African arrow poison a prospective male contraceptive?
A plant extract used by African warriors and hunters as a poison on their arrows can lead to a prospective male birth control pill, a team of scientists including one of Indian-origin reveal.
The chemical ouabain, found in the African plants Acokanthera schimperia and Strophanthus gratus, was used by hunters and warriors to cause heart attack.The study showed that in laboratory experiments ouabain could make male rats infertile by impeding their sperm's ability to swim.
However, the effect of the contraceptive is reversible because it works only on mature cells, said researchers including Shameem Sultana Syeda from the University of Minnesota.
But ouabain itself cannot be an option as a contraceptive because of the risk of heart damage, they said in a paper detailed in the Journal of Medicinal Chemistry.

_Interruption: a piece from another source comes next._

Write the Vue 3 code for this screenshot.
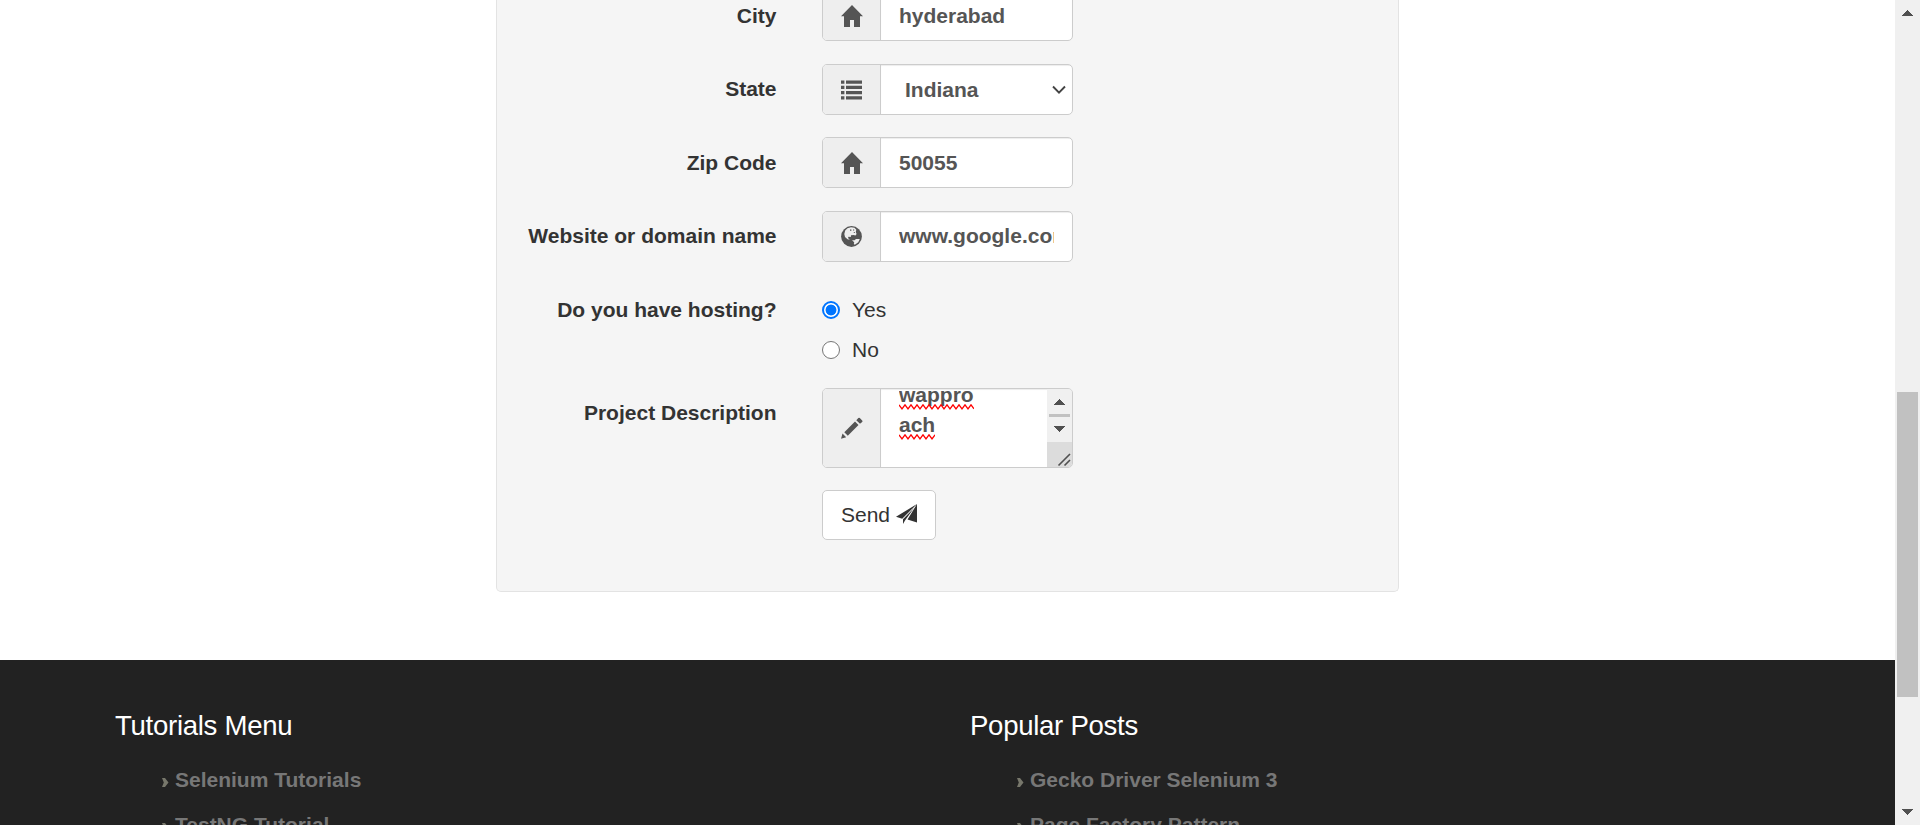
<script setup>
const fields = [
  { label: 'City', icon: 'home', value: 'hyderabad', cls: 'city' },
  { label: 'State', icon: 'list', value: 'Indiana', cls: 'state' },
  { label: 'Zip Code', icon: 'home', value: '50055', cls: 'zip' },
  { label: 'Website or domain name', icon: 'globe', value: 'www.google.com', cls: 'site' },
]
const columns = [
  { title: 'Tutorials Menu', links: ['Selenium Tutorials', 'TestNG Tutorial'] },
  { title: 'Popular Posts', links: ['Gecko Driver Selenium 3', 'Page Factory Pattern'] },
]
</script>

<template>
  <div class="screen">
    <div class="page">
      <main>
        <form class="well">
          <div v-for="f in fields" :key="f.label" class="row" :class="f.cls">
            <label class="label">{{ f.label }}</label>
            <div class="group">
              <span class="addon">
                <svg v-if="f.icon === 'home'" width="22" height="22" viewBox="0 0 22 22"><path d="M11 0 22 11.300H19V22H13V15H9V22H3V11.300H0Z" /></svg>
                <svg v-else-if="f.icon === 'list'" width="21" height="20" viewBox="0 0 21 20"><path d="M0 .5h3.400v3.300H0zM5 .5h16v3.300H5zM0 5.700h3.400V9H0zM5 5.700h16V9H5zM0 11h3.400v3.300H0zM5 11h16v3.300H5zM0 16.300h3.400v3.300H0zM5 16.300h16v3.300H5z" /></svg>
                <svg v-else width="21" height="21" viewBox="0 0 21 21">
                  <circle cx="10.500" cy="10.500" r="10.400" />
                  <path class="land" d="M6.500 2.200 10 1.200 13.500 1.800 15.300 3.800 14.800 6 15.600 8 14.500 9.500 12.500 9 10 9.300 9.800 11 7.500 10.800 7 12 8.800 13.800 6.500 13.300 4 11 3.300 8 4.200 4.500ZM11 14.300 13.500 14.200 15 13 18.800 13 17.300 16.300 13.800 18.800 12.800 18 13.200 16.300Z" />
                  <path d="M9 3.500h1.400v1.200H9zM12 3.500h1.200v1H12zM12.800 6h1v1h-1z" />
                </svg>
              </span>
              <span class="control"><span class="value">{{ f.value }}</span>
                <svg v-if="f.cls === 'state'" class="caret" width="14" height="10" viewBox="0 0 14 10"><path d="M1 1.500 7 7.600 13 1.500" /></svg>
              </span>
            </div>
          </div>

          <div class="row hosting">
            <span class="label">Do you have hosting?</span>
            <div class="radios">
              <label class="radio"><span class="dot on"></span>Yes</label>
              <label class="radio"><span class="dot"></span>No</label>
            </div>
          </div>

          <div class="row desc">
            <label class="label">Project Description</label>
            <div class="group area">
              <span class="addon">
                <svg width="22" height="22" viewBox="0 0 22 22"><path d="M0 21.800 1.500 16.500 5.200 20.200ZM3.300 15.300 14 4.600 17.500 8.100 6.800 18.800ZM15.300 3.200 17.300 1Q18 .3 18.800 1L21.200 3.400Q21.900 4.200 21.200 4.900L19 6.800Z" /></svg>
              </span>
              <span class="control">
                <span class="lines">
                  <span class="word">wappro<svg width="75" height="6"><path d="M0 .8 3 4.800 6 .8 9 4.800 12 .8 15 4.800 18 .8 21 4.800 24 .8 27 4.800 30 .8 33 4.800 36 .8 39 4.800 42 .8 45 4.800 48 .8 51 4.800 54 .8 57 4.800 60 .8 63 4.800 66 .8 69 4.800 72 .8 75 4.800" /></svg></span>
                  <span class="word">ach<svg width="36" height="6"><path d="M0 .8 3 4.800 6 .8 9 4.800 12 .8 15 4.800 18 .8 21 4.800 24 .8 27 4.800 30 .8 33 4.800 36 .8" /></svg></span>
                </span>
                <span class="mini">
                  <svg class="bar" width="25" height="53" shape-rendering="crispEdges"><path d="M7 16 12.500 10 18 16ZM7 37H18L12.500 43Z" /><path class="thumb-mini" d="M2 25h21v3H2z" /></svg>
                  <svg class="grip" width="25" height="25"><path d="M11.500 23.500 23 12M17.500 23.500 23 18" /></svg>
                </span>
              </span>
            </div>
          </div>

          <div class="row send">
            <span class="label"></span>
            <button type="button" class="btn">Send
              <svg width="21" height="20" viewBox="0 0 21 20"><path d="M0 12.800 21 0 6.200 14.800ZM7 20V15.300L18 4 9 16.500ZM21 0V18.500L11.500 15.500Z" /></svg>
            </button>
          </div>
        </form>
      </main>

      <footer>
        <section v-for="c in columns" :key="c.title">
          <h3>{{ c.title }}</h3>
          <ul>
            <li v-for="l in c.links" :key="l">
              <svg width="7" height="9" viewBox="0 0 7 9"><path d="M0 0H3L6.500 4.500 3 9H0L1.800 4.500Z" /></svg>{{ l }}
            </li>
          </ul>
        </section>
      </footer>
    </div>

    <div class="scroll">
      <svg width="11" height="6" shape-rendering="crispEdges"><path d="M0 6 5.500 0 11 6Z" /></svg>
      <div class="thumb"></div>
      <svg width="11" height="6" shape-rendering="crispEdges"><path d="M0 0H11L5.500 6Z" /></svg>
    </div>
  </div>
</template>

<style>
body { margin: 0; overflow: hidden; }
</style>

<style scoped>
* { box-sizing: border-box; }
.screen { display: flex; height: 825px; overflow: hidden; background: #fff; color: #333; font: 21px/30px "Liberation Sans", Arial, sans-serif; }
.page { width: 1895px; height: 825px; overflow: hidden; }
main { height: 660px; overflow: hidden; }
.well { width: 903px; height: 592px; margin-left: 496px; background: #f5f5f5; border: 1px solid #e3e3e3; border-top: 0; border-radius: 0 0 5px 5px; overflow: hidden; }
.row { display: flex; height: 51px; margin-bottom: 22px; }
.city { margin-top: -10px; margin-bottom: 23px; }
.site { margin-bottom: 0; }
.zip { margin-bottom: 23px; }
.label { width: 279.500px; margin-right: 45.500px; padding-top: 10px; text-align: right; font-weight: bold; white-space: nowrap; }
.city .label, .zip .label { padding-top: 11px; }
.group { display: flex; width: 251px; height: 51px; border: 1px solid #ccc; border-radius: 5px; background: #fff; overflow: hidden; }
.addon { width: 58px; flex: none; display: flex; align-items: center; justify-content: center; padding-right: 1px; background: #eee; border-right: 1px solid #ccc; }
.addon svg { fill: #555; }
.city .addon svg, .zip .addon svg { margin-left: 2px; }
.state .addon svg { margin-top: 1px; }
.area .addon svg { margin-left: 1px; margin-top: -1px; }
.land { fill: #eee; }
.control { flex: 1; min-width: 0; display: flex; align-items: center; padding: 0 18px; color: #555; font-weight: bold; box-shadow: inset 0 1px 1px rgba(0, 0, 0, .075); }
.value { flex: 1; overflow: hidden; white-space: nowrap; }
.site .value { margin-top: -1px; }
.state .control { padding: 0 6px 0 24px; }
.caret { fill: none; stroke: #444; stroke-width: 1.900; }
.hosting { height: 81px; margin-top: 33px; margin-bottom: 12px; }
.hosting .label { padding-top: 0; }
.radio { display: flex; align-items: center; height: 30px; margin-bottom: 10px; }
.dot { width: 18px; height: 18px; margin-right: 12px; border: 1.500px solid #767676; border-radius: 50%; background: #fff; }
.dot.on { border: 2px solid #0075ff; background: radial-gradient(circle, #0075ff 5px, #fff 5.800px); }
.desc { height: 80px; }
.area { height: 80px; }
.area .control { padding: 0 0 0 18px; align-items: stretch; }
.lines { flex: 1; display: flex; flex-direction: column; margin-top: 1px; overflow: hidden; }
.word { position: relative; height: 30px; flex: none; line-height: 30px; }
.word:first-child { margin-top: -10px; }
.word svg { position: absolute; left: 0; top: 24px; fill: none; stroke: #f00; stroke-width: 1.300; }
.mini { width: 25px; display: flex; flex-direction: column; background: #dcdcdc; }
.bar { background: #f0f0f0; fill: #505050; flex: none; }
.thumb-mini { fill: #c1c1c1; }
.grip { stroke: #505050; stroke-width: 1.600; fill: none; }
.btn { display: flex; align-items: center; gap: 6px; width: 114px; height: 50px; padding: 0 0 0 18px; border: 1px solid #ccc; border-radius: 5px; background: #fff; color: #333; font: inherit; }
.btn svg { fill: #333; margin-top: -3px; flex: none; }
footer { display: flex; height: 165px; padding-left: 115px; background: #222; overflow: hidden; }
footer section { width: 855px; flex: none; }
h3 { margin: 51px 0 0; font-size: 27.600px; line-height: 30px; font-weight: normal; letter-spacing: -.3px; color: #fff; }
ul { list-style: none; margin: 24px 0 0; padding: 0 0 0 47px; }
li { display: flex; align-items: center; height: 30px; margin-bottom: 15px; color: #777; font-weight: bold; }
li svg { margin: 5px 6px 0 0; fill: #77776b; }
.scroll { width: 25px; height: 825px; padding: 10px 0; display: flex; flex-direction: column; align-items: center; background: #f0f0f0; }
.scroll svg { fill: #505050; flex: none; }
.thumb { width: 21px; height: 305px; margin: 376px 0 auto; background: #c1c1c1; flex: none; }
</style>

The team designed ouabain analogs that are far more likely to bind to a protein subunit named a4 protein in sperm than to subunits found in heart tissue.
By removing a sugar group from ouabain and also replacing its lactone group with a triazole group, the researchers created a derivative that is particularly good at zeroing in on a4 in sperm cells in rats.
Once bound, it interferes with the cells' ability to swim, which is essential to its role in fertilizing an egg, the scientists showed. The compound showed no toxic effects in rats.
Importantly, the researchers noted that the contraceptive effect should be reversible because a4 is only found on mature sperm cells. That means sperm cells produced after stopping treatment with the ouabain derivative should not be affected.